Empurraram país, filhos, irmãos, maridos ou noivos
para que abraçassem a causa, como a chilena Javiera Carrera (1781-1862),
adversária dentro do campo patriota do prócer Bernardo OHiggins, ou a
neogranadina (colombiana) Policarpa Salavarrieta, grande lutadora clandestina,
fuzilada em Bogotá em 1817, junto com seu noivo, Alejo Sabaraín.
A
heroína venezuelana mais conhecida é Luisa Cáceres (1799-1866), mulher do
general Juan Bautista Arismendi, a quem quiseram dobrar submetendo a jovem
grávida a uma atroz prisão entre 1814 e 1816, que a fez perder um filho, e
depois com seu desterro.
Na milícia destacaram-se figuras como Azurduy,
participante de guerrilhas e importantes batalhas com as de Ayohuma (1813),
Potosí e La Laguna (1816), na qual foi ferida e seu morreu seu marido, Manuel
Padilla, quando ia em seu socorro.
Sáenz, participante da batalha de
Pichinca, após a qual os exércitos colombianos entraram no Peru, acompanhou
Bolívar em suas campanhas e tarefas políticas, e após impedir seu assassinato
por opositores em Bogotá em 1828 começou a ser chamada de “libertadora do
libertador”.
Mas, em toda a guerra participaram muitas outras mulheres,
integradas aos exércitos, na retaguarda, na logística (as “soldaderas”) e como
combatentes. O falecido historiador venezuelano Vinício Romero recordou à IPS
que na batalha de Carabobo (1821) muito provavelmente morreram dezenas de
mulheres, de um e outro lado.
No México houve importante participação de
mulheres entre as tropas, bem como no exército colombiano (as da hoje Colômbia,
Equador, Panamá e Venezuela) e na subregião andina foram incorporadas unidades
indígenas, incluindo mulheres, às tarefas da guerra.
Milhares de
indígenas acompanharam, por exemplo, o general argentino Juan Alvarez de Arenals
(1770-1831), lugar-tenente de José de San Martín (1778-1850) durante sua
campanha pela serra peruana em 1819-1820.
A história que não ama
as mulheres
“Houve apenas uma única guerra que não contou com
participação feminina”, escreveu o jornalista e novelista sueco Stieg Larsson
(1955-2005) como abertura da última parte de sua trilogia “Millennium”, que
acaba de ser lançada em castelhano.
Como exemplo, o autor de fenômeno
literário do momento mencionou que na guerra civil norte-americana (1861-1865)
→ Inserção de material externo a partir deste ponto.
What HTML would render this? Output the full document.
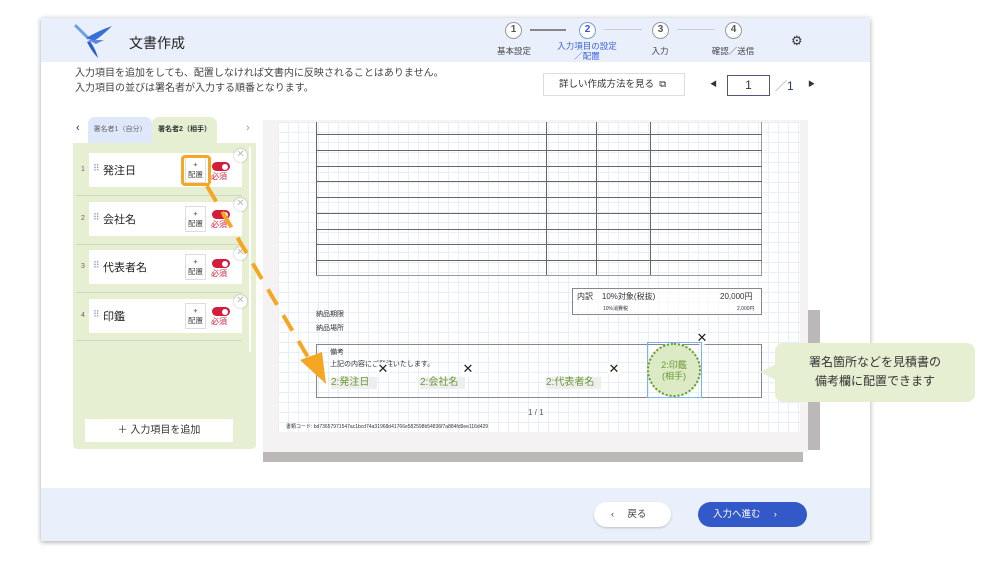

“estima-se que combateram 600 mulheres. O fizeram disfarçadas de
homens”.
Em uma reflexão que bem pode aplicar-se à façanha emancipadora
americana, Larsson diz: “Aos livros de história sempre foi difícil falar das
mulheres que não respeitam a fronteira que existe entre os sexos. E em nenhum
outro momento essa fronteira é tão nítida como quando se trata da guerra e do
uso das armas”.
Por isso, para Quintero, “a compreensão do processo não
aponta para a excepcionalidade, para a heroína, mas para entender que a dinâmica
histórica incorpora todos os atores em função de sua condição quando esses
acontecimentos ocorrem”.
“Fora do código heróico ou de exceção se poderá
compreender o que significou a participação feminina. Por exemplo, que os
exércitos admitissem a necessária incorporação das mulheres, mas que as
constituições políticas que se seguiram ao seu esforço não lhes reconhecesse
participação nos assuntos do poder”, disse Quintero.
É necessário
aprender que “as mulheres guerrearam, mas também fugiram, se esconderam,
sofreram, semearam, cuidaram de casas, famílias e propriedades, amaram, criaram
os filhos e enviuvaram, e também estiveram do lado contrário, como as esquecidas
realistas”, acrescentou Quintero.
A historiadora é autora de uma
biografia de Maria Antonio Bolívar, irmã do libertador e partidária da coroa
espanhola.
Gardia afirmou que “a tendência que prevalece no estudo da
história desqualifica como objeto de estudo o âmbito da vida cotidiana e,
portanto, as mulheres que atuaram principalmente nesse espaço. Porém, a vida
cotidiana está no centro do acontecer histórico”.
Para Quintero, “quando
se estabelece distância entre a realidade e seres excepcionais, como Sáenz, não
se valoriza na historiografia o papel da mulher mas o significado de uma heroína
a partir do código patriótico de que elabora o discurso”.
“Mas isso não
tem consequências sobre o significado da mulher na história, nem sobre a vida
feminina, nem sobre os problemas da mulher contemporânea”, acrescentou.